Locate every line below that contains the word "this" and copy it.

——

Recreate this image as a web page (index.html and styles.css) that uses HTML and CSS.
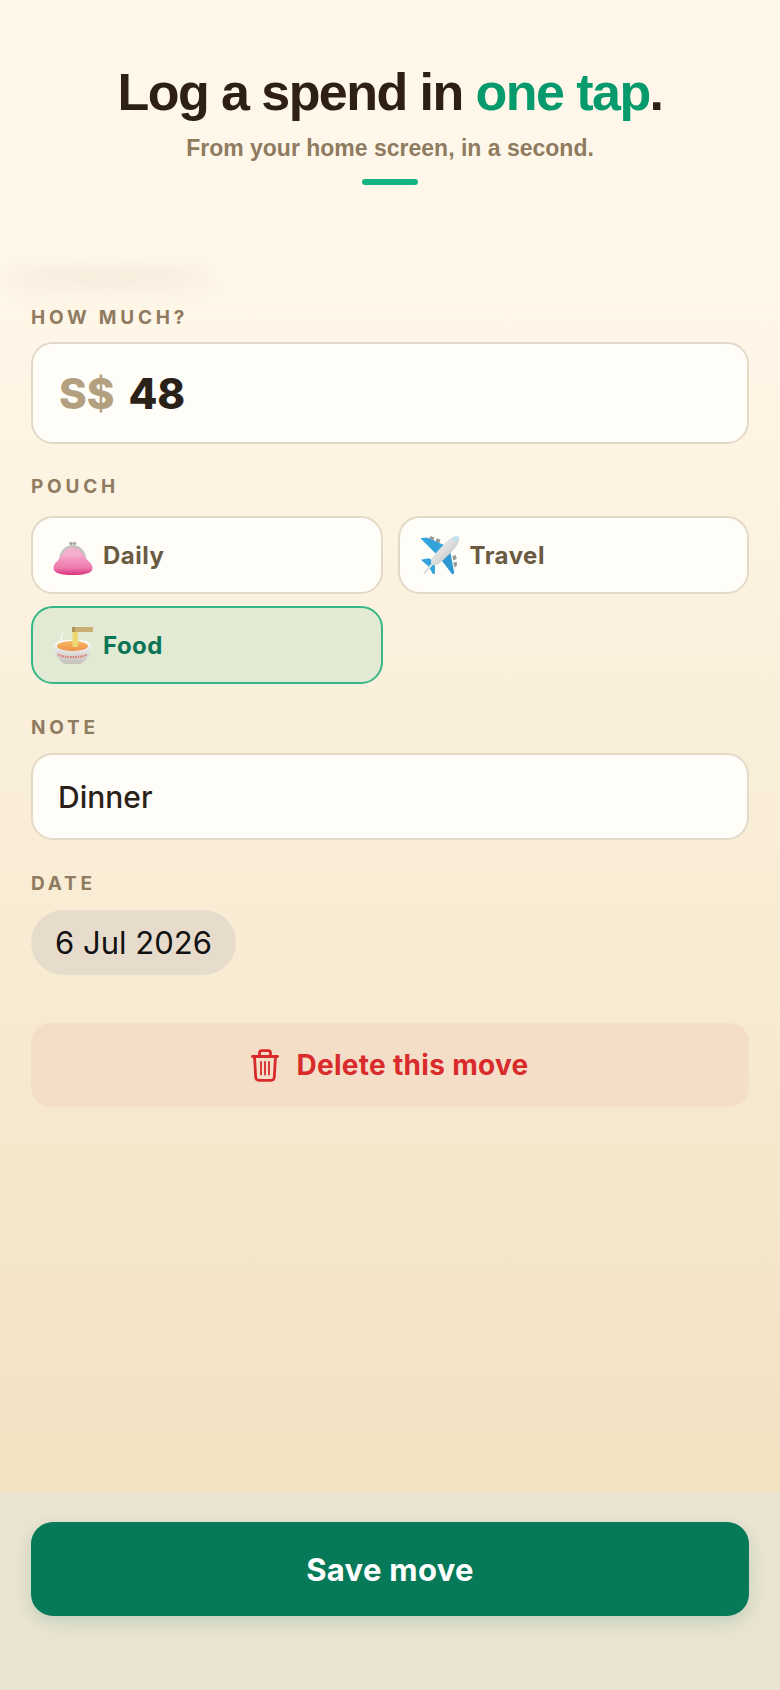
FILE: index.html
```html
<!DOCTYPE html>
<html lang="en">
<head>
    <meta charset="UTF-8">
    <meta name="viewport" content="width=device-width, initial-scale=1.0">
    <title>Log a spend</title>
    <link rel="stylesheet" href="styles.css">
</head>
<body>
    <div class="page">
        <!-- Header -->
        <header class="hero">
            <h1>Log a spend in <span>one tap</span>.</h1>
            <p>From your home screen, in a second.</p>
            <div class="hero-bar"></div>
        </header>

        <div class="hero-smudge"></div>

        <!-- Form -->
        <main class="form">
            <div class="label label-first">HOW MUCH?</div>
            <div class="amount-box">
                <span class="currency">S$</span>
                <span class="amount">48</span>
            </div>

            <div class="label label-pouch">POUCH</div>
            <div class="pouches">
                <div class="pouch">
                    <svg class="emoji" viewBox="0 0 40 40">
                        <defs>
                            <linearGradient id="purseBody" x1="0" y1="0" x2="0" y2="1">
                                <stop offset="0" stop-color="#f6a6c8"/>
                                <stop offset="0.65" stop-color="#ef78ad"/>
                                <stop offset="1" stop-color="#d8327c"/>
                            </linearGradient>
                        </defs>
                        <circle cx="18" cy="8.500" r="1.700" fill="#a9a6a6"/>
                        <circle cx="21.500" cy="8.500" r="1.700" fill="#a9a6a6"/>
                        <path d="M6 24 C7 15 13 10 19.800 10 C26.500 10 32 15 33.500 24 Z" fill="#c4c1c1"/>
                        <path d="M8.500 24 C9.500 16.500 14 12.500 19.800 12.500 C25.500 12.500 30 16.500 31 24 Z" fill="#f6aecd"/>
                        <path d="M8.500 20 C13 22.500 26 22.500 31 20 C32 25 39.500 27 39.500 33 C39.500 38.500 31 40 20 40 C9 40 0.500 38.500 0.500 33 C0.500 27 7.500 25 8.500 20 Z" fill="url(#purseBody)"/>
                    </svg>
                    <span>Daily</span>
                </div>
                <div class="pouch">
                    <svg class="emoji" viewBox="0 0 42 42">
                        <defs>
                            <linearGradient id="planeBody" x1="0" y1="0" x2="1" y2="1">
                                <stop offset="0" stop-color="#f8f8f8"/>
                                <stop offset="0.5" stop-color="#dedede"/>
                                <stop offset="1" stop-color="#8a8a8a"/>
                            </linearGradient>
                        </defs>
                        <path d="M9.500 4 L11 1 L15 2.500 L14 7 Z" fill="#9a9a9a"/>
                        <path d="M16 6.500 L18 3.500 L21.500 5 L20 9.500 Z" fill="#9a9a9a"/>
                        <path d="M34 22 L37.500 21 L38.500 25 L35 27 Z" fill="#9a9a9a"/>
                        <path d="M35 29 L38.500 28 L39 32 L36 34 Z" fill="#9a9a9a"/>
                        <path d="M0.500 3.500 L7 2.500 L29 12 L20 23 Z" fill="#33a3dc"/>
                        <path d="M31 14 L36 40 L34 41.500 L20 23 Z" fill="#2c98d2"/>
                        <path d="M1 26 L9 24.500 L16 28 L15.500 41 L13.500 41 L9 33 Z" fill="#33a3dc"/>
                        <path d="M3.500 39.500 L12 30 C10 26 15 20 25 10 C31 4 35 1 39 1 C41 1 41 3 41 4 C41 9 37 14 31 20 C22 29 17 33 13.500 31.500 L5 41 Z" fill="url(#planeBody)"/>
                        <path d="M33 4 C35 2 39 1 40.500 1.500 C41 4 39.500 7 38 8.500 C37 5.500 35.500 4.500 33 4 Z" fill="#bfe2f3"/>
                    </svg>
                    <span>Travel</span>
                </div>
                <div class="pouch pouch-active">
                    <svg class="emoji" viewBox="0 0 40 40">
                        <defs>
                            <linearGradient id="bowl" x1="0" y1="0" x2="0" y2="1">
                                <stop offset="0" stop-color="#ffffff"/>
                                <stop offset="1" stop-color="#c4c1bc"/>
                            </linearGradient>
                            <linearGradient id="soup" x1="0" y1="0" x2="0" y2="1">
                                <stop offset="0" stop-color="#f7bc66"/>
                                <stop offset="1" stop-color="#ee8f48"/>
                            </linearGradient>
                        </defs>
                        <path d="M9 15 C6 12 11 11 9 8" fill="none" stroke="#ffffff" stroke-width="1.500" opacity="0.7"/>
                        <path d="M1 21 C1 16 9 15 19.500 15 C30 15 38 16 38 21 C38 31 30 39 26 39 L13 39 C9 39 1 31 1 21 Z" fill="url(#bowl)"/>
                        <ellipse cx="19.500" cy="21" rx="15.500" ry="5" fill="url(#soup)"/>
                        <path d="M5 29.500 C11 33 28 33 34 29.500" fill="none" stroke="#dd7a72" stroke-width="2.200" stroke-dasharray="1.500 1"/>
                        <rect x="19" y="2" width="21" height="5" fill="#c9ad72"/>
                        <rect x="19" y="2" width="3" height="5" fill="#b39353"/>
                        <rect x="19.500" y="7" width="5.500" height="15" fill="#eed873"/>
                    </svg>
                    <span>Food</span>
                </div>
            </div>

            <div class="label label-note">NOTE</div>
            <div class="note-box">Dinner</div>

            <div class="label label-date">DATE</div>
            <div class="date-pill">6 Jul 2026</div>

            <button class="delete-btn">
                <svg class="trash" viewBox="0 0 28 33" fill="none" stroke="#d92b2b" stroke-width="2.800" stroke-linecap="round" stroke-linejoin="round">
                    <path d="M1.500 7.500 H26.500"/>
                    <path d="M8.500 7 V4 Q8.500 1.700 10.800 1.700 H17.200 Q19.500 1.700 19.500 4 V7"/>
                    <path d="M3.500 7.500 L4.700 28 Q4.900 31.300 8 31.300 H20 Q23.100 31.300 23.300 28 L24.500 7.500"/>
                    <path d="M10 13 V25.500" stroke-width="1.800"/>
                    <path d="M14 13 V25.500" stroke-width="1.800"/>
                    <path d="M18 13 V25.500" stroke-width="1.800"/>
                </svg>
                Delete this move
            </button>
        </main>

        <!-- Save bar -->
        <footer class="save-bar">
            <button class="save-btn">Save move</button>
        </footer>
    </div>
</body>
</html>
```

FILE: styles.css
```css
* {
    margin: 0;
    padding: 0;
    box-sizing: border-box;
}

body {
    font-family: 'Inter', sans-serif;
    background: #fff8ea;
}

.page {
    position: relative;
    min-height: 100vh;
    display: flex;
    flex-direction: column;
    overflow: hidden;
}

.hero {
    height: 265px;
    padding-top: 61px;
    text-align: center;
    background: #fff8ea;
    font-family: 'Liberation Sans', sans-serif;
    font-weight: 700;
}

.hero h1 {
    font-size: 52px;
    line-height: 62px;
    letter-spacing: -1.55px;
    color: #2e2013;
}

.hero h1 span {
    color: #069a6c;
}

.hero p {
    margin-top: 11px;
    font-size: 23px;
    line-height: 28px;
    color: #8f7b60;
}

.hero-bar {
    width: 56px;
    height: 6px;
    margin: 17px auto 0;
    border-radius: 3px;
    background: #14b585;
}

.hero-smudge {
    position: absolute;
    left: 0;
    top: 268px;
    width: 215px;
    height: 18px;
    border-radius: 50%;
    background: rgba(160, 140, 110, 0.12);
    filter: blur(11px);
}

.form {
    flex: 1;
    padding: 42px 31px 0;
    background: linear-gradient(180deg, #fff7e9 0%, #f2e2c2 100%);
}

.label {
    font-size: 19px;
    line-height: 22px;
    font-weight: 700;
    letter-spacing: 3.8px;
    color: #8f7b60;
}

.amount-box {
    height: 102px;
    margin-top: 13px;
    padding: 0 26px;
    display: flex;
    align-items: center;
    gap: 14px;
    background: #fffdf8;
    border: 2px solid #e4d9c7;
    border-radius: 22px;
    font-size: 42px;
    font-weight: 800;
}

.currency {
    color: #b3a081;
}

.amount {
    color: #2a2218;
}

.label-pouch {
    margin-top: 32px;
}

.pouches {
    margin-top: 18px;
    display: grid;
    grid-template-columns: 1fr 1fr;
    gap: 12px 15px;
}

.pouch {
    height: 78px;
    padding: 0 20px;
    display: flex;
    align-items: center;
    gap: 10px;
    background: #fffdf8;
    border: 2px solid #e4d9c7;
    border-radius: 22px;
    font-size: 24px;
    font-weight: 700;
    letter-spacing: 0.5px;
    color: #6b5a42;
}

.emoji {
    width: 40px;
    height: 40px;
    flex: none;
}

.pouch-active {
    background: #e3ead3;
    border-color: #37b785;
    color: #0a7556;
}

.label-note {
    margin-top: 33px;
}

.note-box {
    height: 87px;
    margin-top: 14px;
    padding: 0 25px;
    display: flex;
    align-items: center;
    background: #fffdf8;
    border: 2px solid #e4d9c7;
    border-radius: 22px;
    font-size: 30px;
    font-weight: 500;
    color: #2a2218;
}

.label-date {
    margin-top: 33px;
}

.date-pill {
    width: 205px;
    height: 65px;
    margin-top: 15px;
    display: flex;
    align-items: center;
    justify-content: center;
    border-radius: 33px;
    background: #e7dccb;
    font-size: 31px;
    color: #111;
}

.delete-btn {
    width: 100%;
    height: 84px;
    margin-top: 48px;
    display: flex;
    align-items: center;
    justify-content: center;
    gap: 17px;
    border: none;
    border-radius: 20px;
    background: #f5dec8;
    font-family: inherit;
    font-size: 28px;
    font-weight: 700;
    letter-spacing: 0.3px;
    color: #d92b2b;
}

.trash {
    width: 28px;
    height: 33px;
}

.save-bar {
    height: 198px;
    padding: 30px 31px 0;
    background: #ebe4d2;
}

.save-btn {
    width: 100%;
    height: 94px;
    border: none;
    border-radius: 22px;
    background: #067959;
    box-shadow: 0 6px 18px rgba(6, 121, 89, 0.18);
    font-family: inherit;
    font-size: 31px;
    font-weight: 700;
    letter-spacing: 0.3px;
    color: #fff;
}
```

——

• _Exercise answer_:
Recreate this image as a web page (index.html and styles.css) that uses HTML and CSS.
                Delete this move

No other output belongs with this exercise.